Examining Change in Metacognitive Knowledge and Metacognitive Control During Motor Learning: What Can be Learned by Combining Methodological Approaches?


  • Claire Sangster Jokić Zagreb, Croatia
  • David Whitebread Faculty of Education, University of Cambridge, United Kingdom


metacognition, motor learning, multiple methods, developmental coordination disorder


Growing recognition of the importance of understanding metacognitive behaviour as it occurs in everyday learning situations has prompted an expansion of the methodological approaches used to examine metacognition. This becomes especially pertinent when examining the process of metacognitive change, where 'on-line' observational approaches able to capture metacognitive performance as it occurs during socially-mediated learning are being increasingly applied.
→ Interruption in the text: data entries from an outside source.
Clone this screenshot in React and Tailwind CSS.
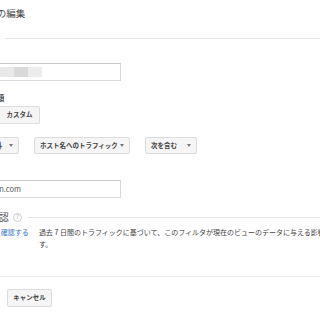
function Arrow() {
  return (
    <svg width="4" height="3" viewBox="0 0 4 3" className="shrink-0">
      <path d="M0 0H4L2 3Z" fill="#777" />
    </svg>
  )
}

function Dropdown({ label, className }) {
  return (
    <div
      className={`flex h-[17px] items-center justify-between whitespace-nowrap rounded-[2px] border border-[#dcdcdc] bg-[#f5f5f5] px-[5px] text-[6.5px] font-bold text-[#444] ${className}`}
    >
      <span>{label}</span>
      <Arrow />
    </div>
  )
}

function SectionHeader({ title, help, className }) {
  return (
    <div className={`flex items-center ${className}`}>
      <span className="whitespace-nowrap text-[10px] leading-[12px] text-[#555]">{title}</span>
      {help ? (
        <span className="ml-[4px] flex h-[9px] w-[9px] shrink-0 items-center justify-center rounded-full border border-[#ccc] text-[6px] leading-none text-[#aaa]">
          ?
        </span>
      ) : null}
      <div className="ml-[6px] h-px flex-1 bg-[#e6e6e6]" />
    </div>
  )
}

export default function App() {
  return (
    <div className="h-[320px] w-[320px] overflow-hidden bg-white font-['Noto_Sans_CJK_JP','Noto_Sans',sans-serif] text-[#444]">
      <h1 className="ml-[-41px] mt-[6px] whitespace-nowrap text-[9.5px] leading-[14px] font-normal text-[#444]">
        フィルタの編集
      </h1>

      <SectionHeader title="フィルタ情報" className="ml-[-61px] mt-[12px]" />

      <div className="ml-[-40px] mt-[19px] flex h-[18px] w-[161px] items-center border border-[#d9d9d9] border-t-[#c8c8c8] bg-white pl-[39px]">
        <div className="h-[10px] w-[14px] bg-[#e8e8e8]" />
        <div className="h-[10px] w-[14px] bg-[#d9d9d9]" />
        <div className="h-[10px] w-[14px] bg-[#ececec]" />
      </div>

      <p className="ml-[-48px] mt-[12px] whitespace-nowrap text-[7.5px] leading-[10px] font-bold text-[#444]">
        フィルタの種類
      </p>

      <div className="ml-[-40px] mt-[3px] flex">
        <button className="flex h-[18px] w-[40px] items-center justify-center rounded-l-[2px] border border-[#dcdcdc] bg-[#f5f5f5] text-[6.5px] font-bold text-[#444]">
          定義済み
        </button>
        <button className="flex h-[18px] w-[40px] items-center justify-center rounded-r-[2px] border border-l-0 border-[#dcdcdc] bg-[#f5f5f5] text-[6.5px] font-bold text-[#444]">
          カスタム
        </button>
      </div>

      <div className="ml-[-17px] mt-[13px] flex gap-[15px]">
        <Dropdown label="除外" className="w-[36px]" />
        <Dropdown label="ホスト名へのトラフィック" className="w-[96px]" />
        <Dropdown label="次を含む" className="w-[52px]" />
      </div>

      <div className="ml-[-60px] mt-[26px] flex h-[18px] w-[181px] items-center whitespace-nowrap border border-[#d9d9d9] border-t-[#c8c8c8] bg-white pl-[4px] text-[7.5px] text-[#555]">
        example.domain.com
      </div>

      <SectionHeader title="フィルタの確認" help className="ml-[-61px] mt-[13px]" />

      <div className="ml-[-48px] mt-[3px] flex gap-[10px] text-[7px] leading-[12px]">
        <a className="shrink-0 whitespace-nowrap text-[#3b78c8]">このフィルタを確認する</a>
        <div className="whitespace-nowrap text-[#444]">
          <p>過去 7 日間のトラフィックに基づいて、このフィルタが現在のビューのデータに与える影響を確認しま</p>
          <p>す。</p>
        </div>
      </div>

      <div className="mt-[26px] h-px bg-[#ebebeb]" />

      <div className="ml-[-40px] mt-[12px] flex gap-[7px]">
        <button className="flex h-[18px] w-[40px] items-center justify-center rounded-[2px] border border-[#3079ed] bg-[#4d90fe] text-[6.5px] font-bold text-white">
          保存
        </button>
        <button className="flex h-[18px] w-[45px] items-center justify-center rounded-[2px] border border-[#dcdcdc] bg-[#f5f5f5] text-[6.5px] font-bold text-[#444]">
          キャンセル
        </button>
      </div>
    </div>
  )
}
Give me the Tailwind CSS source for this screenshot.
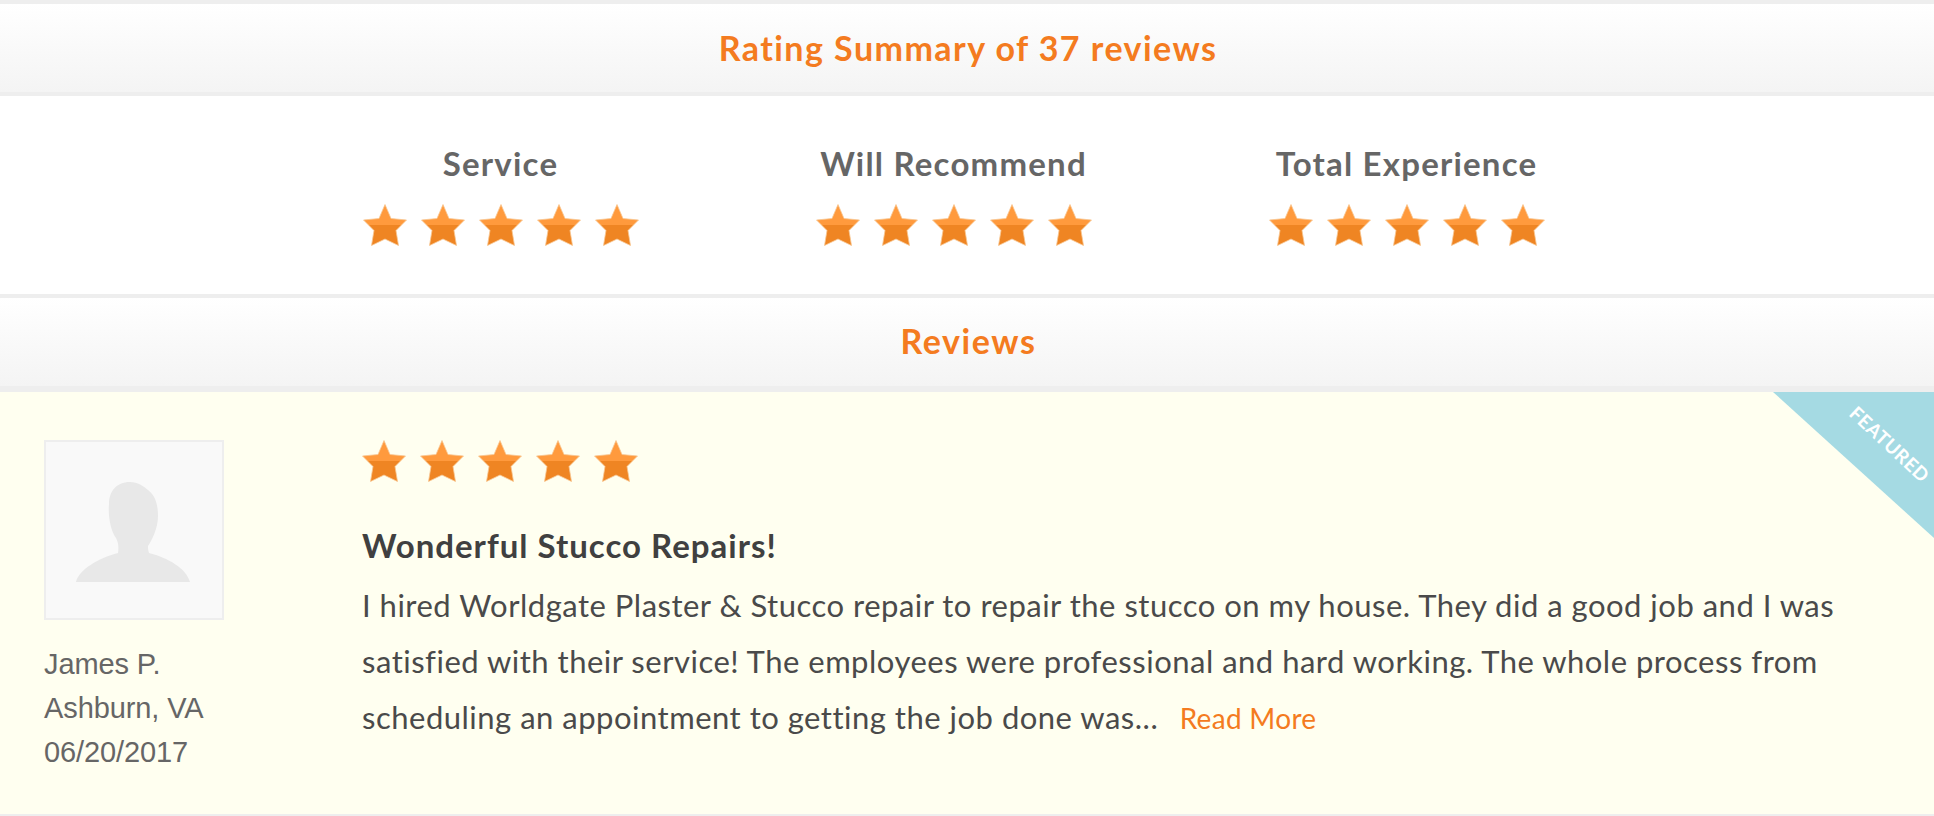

This study applied a mixed methods approach to examine children's metacognitive performance as it was exhibited during participation in an intervention program aimed at addressing motor performance difficulties. Participants in the study were ten 7-9 year old children with developmental coordination disorder (DCD), a condition characterized by poor motor coordination and difficulty acquiring motor-based tasks. All participants engaged in a 10-session program in which children were taught to use a problem-solving strategy for addressing motor performance difficulties. To examine children's metacognitive performance, sessions were video-taped and subsequently analysed using a quantitative observational coding method and an in-depth qualitative review of therapist-child interactions. This allowed for a fine-grained analysis of children's demonstration of metacognitive knowledge and control and how such performance evolved over the course of the program. Of particular interest was the finding that while children were often able to express task-specific knowledge, they failed to apply this knowledge during practice. Conversely, children were often able to demonstrate performance-based evidence for metacognitive control but were not able to make conscious reports of such skill following practice. This finding is consistent with models of metacognitive development which suggest that the emergence of performance-based metacognitive skills precede the ability for the conscious expression of metacognitive awareness and knowledge. Furthermore, it supports the use of multiple methods for examining metacognitive performance and change in the context of a meaningful learning situation.